En elle, je puise une clarté apaisante, une braise
qui console sans consumer. Elle ne réclame rien,
elle prodigue. Elle ne contraint pas, elle enveloppe.
Plus qu’un sentiment, elle est un pacte sans paroles,
un trésor que je garde au plus secret de moi.
À leurs côtés, je traverse les saisons de l’existence,
le miel des joies comme le fiel des peines,
les sommets lumineux et les ravins obscurs.
Ils sont l’aube qui me réveille et le crépuscule
qui me berce. Parfois, une seule syllabe murmurée
suffit à ressouder les fils du temps, à réveiller
la tendresse endormie sous l’épaisseur des jours.

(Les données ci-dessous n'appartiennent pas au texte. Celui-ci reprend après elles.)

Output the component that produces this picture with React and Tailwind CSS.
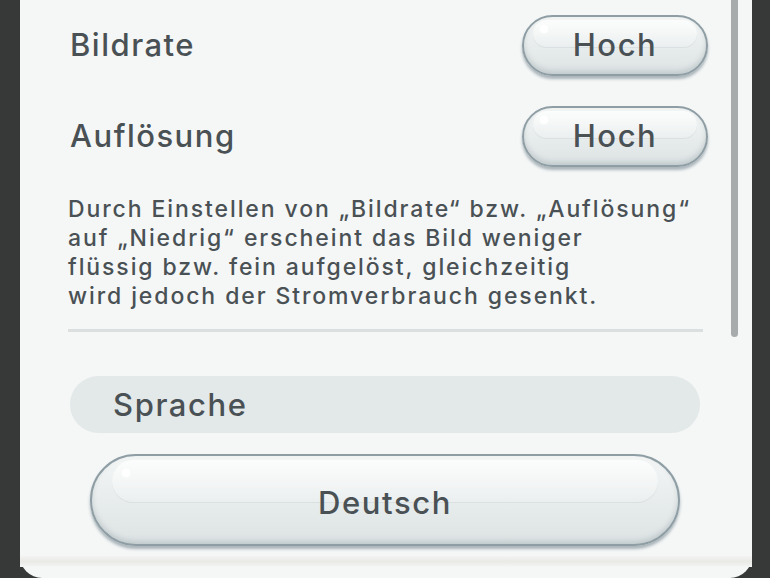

L’amitié, pour moi, n’a rien de ces liens fragiles
qu’un souffle disperse. Elle est solennelle, radieuse,
aride parfois. Elle exige de moi vérité, loyauté,
persévérance. Mais en échange, elle m’offre la sérénité
d’un port, la douceur des chemins parcourus,
et cette conviction mystérieuse que, même dans la
solitude, un autre quelque part me porte.

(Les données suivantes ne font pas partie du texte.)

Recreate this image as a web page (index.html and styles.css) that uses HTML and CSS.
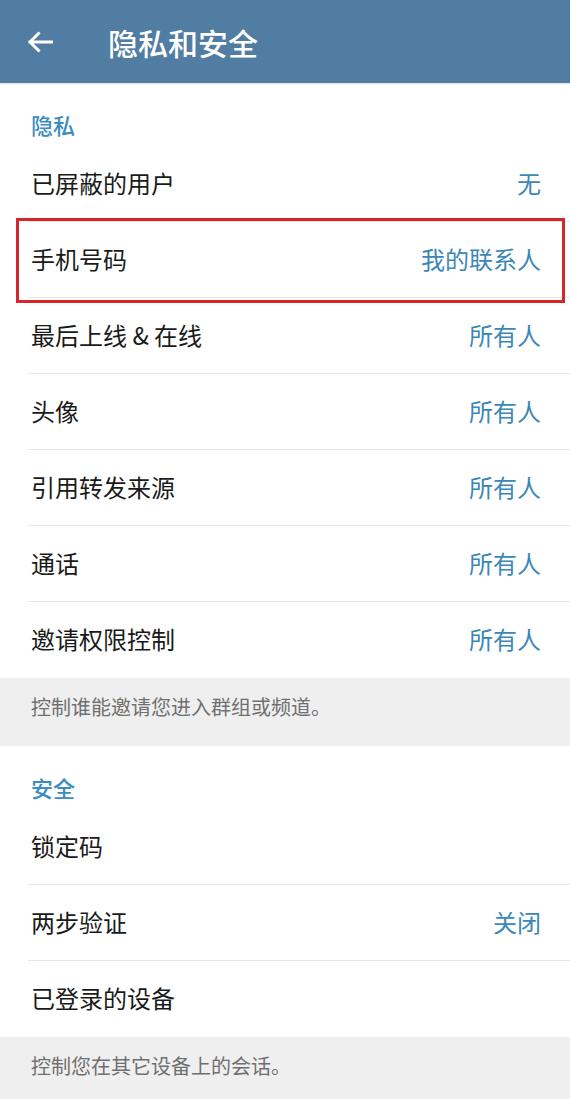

Je ne demande pas à mes amis de me servir de miroir.
Je les aime pour leurs dissonances, pour les paysages
inconnus qu’ils déplient devant moi. Ils sont l’harmonie
qui contredit ma mélodie, la note imprévue qui achève
la partition. Ils ne tentent pas de me remodeler,
mais de me lire à livre ouvert.
Et lorsque je pense à eux, lorsque je contemple l’édifice
invisible que nos rencontres ont bâti, une gratitude
sans voix m’envahit. Mon cœur, comme une voile
captant le vent, se remplit d’une quiétude vibrante.
J’ai alors soif de leur dire merci — non avec des mots
sonores, mais par des silences partagés,
des présences tissées d’attention, des instants donnés
comme des offrandes.
Car l’amitié, dans son essence, est cette lueur tenace
qui persiste même lorsque la nuit s’épaissit.
Cette fleur dont les pétales ne fanent pas sous les
gelées du temps. Ce diamant brut que je polis jour
après jour, car il incarne, à mes yeux, l’une des plus
pures expressions de notre humanité partagée.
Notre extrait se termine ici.